Rita Dove often wrote using both her identity as an African American, and her identity as a women. In this poem the reader picks up on elements of the former. This poem is a vocalization of the fears and injustices still met by society's young African American men and women of the street, and the perceived, and sometimes very real, injustices that have occurred involving law enforcment officials. The title, "Teach Us to Number Our Days" comes from Psalm 90:12 which is a prayer of Moses. Moses was a liberator of the Jewish people, and until society is free from such repression as is depicted here, society will not be free.

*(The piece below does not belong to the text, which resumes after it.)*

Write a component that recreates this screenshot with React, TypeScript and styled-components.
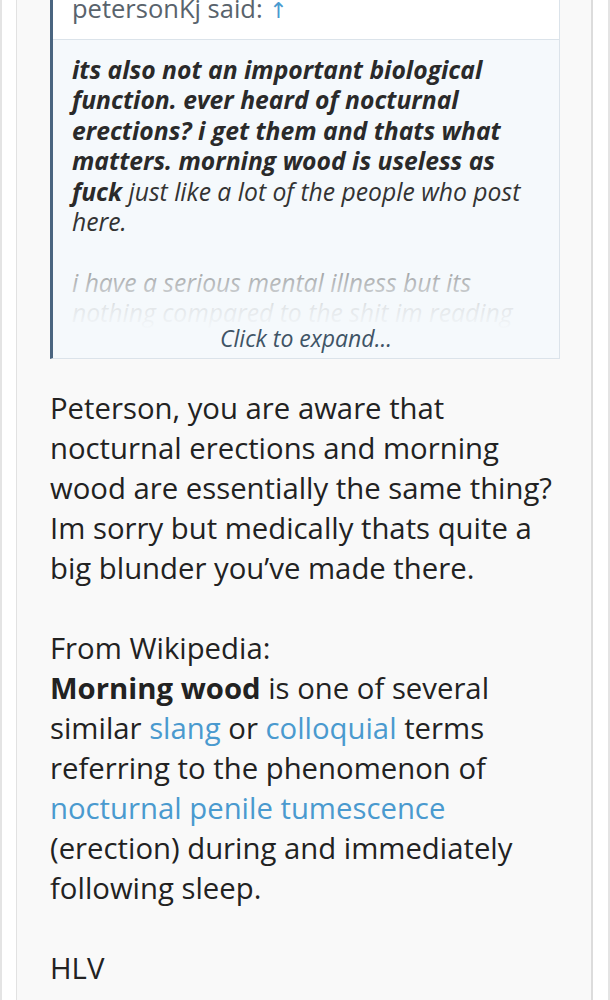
import React from "react";
import styled, { createGlobalStyle } from "styled-components";

const GlobalStyle = createGlobalStyle`
  html, body {
    margin: 0;
    padding: 0;
    background: #e4e4e4;
    font-family: "Open Sans", "Noto Sans", "DejaVu Sans", sans-serif;
  }
`;

const Frame = styled.div`
  margin: 0 2px;
  background: #ffffff;
  padding: 0 15px 0 14px;
  min-height: 1000px;
  overflow: hidden;
`;

const Post = styled.article`
  border-left: 1px solid #e2e2e2;
  border-right: 2px solid #dcdcdc;
  background: #f9f9f9;
  padding: 0 31px 40px 33px;
  min-height: 1000px;
`;

const Quote = styled.blockquote`
  margin: -22px 0 29px;
  border: 1px solid #dbe3ea;
  border-left: 3px solid #4a6580;
  background: #f5f9fc;
`;

const QuoteHeader = styled.div`
  background: #ffffff;
  padding: 12px 20px 12px 19px;
  border-bottom: 1px solid #dbe3ea;
  font-size: 25.5px;
  line-height: 35px;
  color: #59636c;
`;

const UpArrow = styled.span`
  color: #4a9acf;
  font-size: 22px;
`;

const QuoteBody = styled.div`
  position: relative;
  height: 303px;
  overflow: hidden;
  padding: 15px 20px 0 19px;
  font-size: 24.7px;
  line-height: 30.4px;
  font-style: italic;
  color: #333333;
`;

const Para = styled.p`
  margin: 0 0 30.4px;
`;

const Strong = styled.b`
  font-weight: 700;
  color: #2a2a2a;
`;

const ExpandOverlay = styled.div`
  position: absolute;
  left: 0;
  right: 0;
  bottom: 0;
  height: 128px;
  display: flex;
  align-items: flex-end;
  justify-content: center;
  padding-bottom: 5px;
  box-sizing: border-box;
  background: linear-gradient(
    to bottom,
    rgba(245, 249, 252, 0) 0%,
    rgba(245, 249, 252, 0.6) 35%,
    rgba(245, 249, 252, 0.9) 60%,
    rgba(245, 249, 252, 1) 78%
  );
`;

const ExpandLink = styled.span`
  font-size: 23px;
  font-style: italic;
  color: #3f5466;
`;

const Message = styled.div`
  font-size: 29.3px;
  line-height: 40px;
  color: #222222;
`;

const Link = styled.a`
  color: #4a9acf;
  text-decoration: none;
`;

export default function App() {
  return (
    <>
      <GlobalStyle />
      <Frame>
        <Post>
          <Quote>
            <QuoteHeader>
              petersonKj said: <UpArrow>↑</UpArrow>
            </QuoteHeader>
            <QuoteBody>
              <Para>
                <Strong>
                  its also not an important biological function. ever heard of nocturnal
                  erections? i get them and thats what matters. morning wood is useless as
                  fuck
                </Strong>{" "}
                just like a lot of the people who post here.
              </Para>
              <Para>
                i have a serious mental illness but its nothing compared to the shit im
                reading here on a daily basis
              </Para>
              <ExpandOverlay>
                <ExpandLink>Click to expand...</ExpandLink>
              </ExpandOverlay>
            </QuoteBody>
          </Quote>
          <Message>
            Peterson, you are aware that nocturnal erections and morning wood are
            essentially the same thing? Im sorry but medically thats quite a big blunder
            you’ve made there.
            <br />
            <br />
            From Wikipedia:
            <br />
            <b>Morning wood</b> is one of several similar <Link>slang</Link> or{" "}
            <Link>colloquial</Link> terms referring to the phenomenon of{" "}
            <Link>nocturnal penile tumescence</Link> (erection) during and immediately
            following sleep.
            <br />
            <br />
            HLV
          </Message>
        </Post>
      </Frame>
    </>
  );
}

Though this poem was published in 1980, it has very real meaning today. We live in a world of violence. There are violent crimes, there is police brutality, and there are other events as well. This poem reminds us that we cannot stand idly by. We cannot allow ourselves to become either the cops, complacent with what power we have and passively repressing others, or the chrysanthemums, the people of the city, who display a prickly outside to protect themselves, thereby allowing injustice amongst them by not actively putting a stop to it. If we do, we risk the dreams, and the futures of our young people. Then, our days are numbered.

Works Cited

Colburn, Nadia Herman. "'Teach Us to Number Our Days'." In Kimmelman, Burt, and

Temple Cone, eds. The Facts On File Companion to American Poetry, vol. 2. New

York: Facts On File, Inc., 2007. Bloom's Literature. Facts On File, Inc. Web. 10 Feb.

2016.

Snodgrass, Mary Ellen. "Dove, Rita." Encyclopedia of Feminist Literature. New York:

Facts On File, Inc., 2006. (Updated 2011.) Bloom's Literature. Facts On File, Inc.

Web. 10 Feb. 2016.

Vendler, Helen. "Rita Dove: Identity Markers." Callaloo 17, no. 2 (Spring 1994): 381–98.

Quoted as "Rita Dove: Identity Markers" in Bloom, Harold ed. American Women

Poets, New Edition, Bloom's Modern Critical Views. New York: Chelsea House

Publishing, 2011. Bloom's Literature. Facts On File, Inc. Web. 10 Feb. 2016.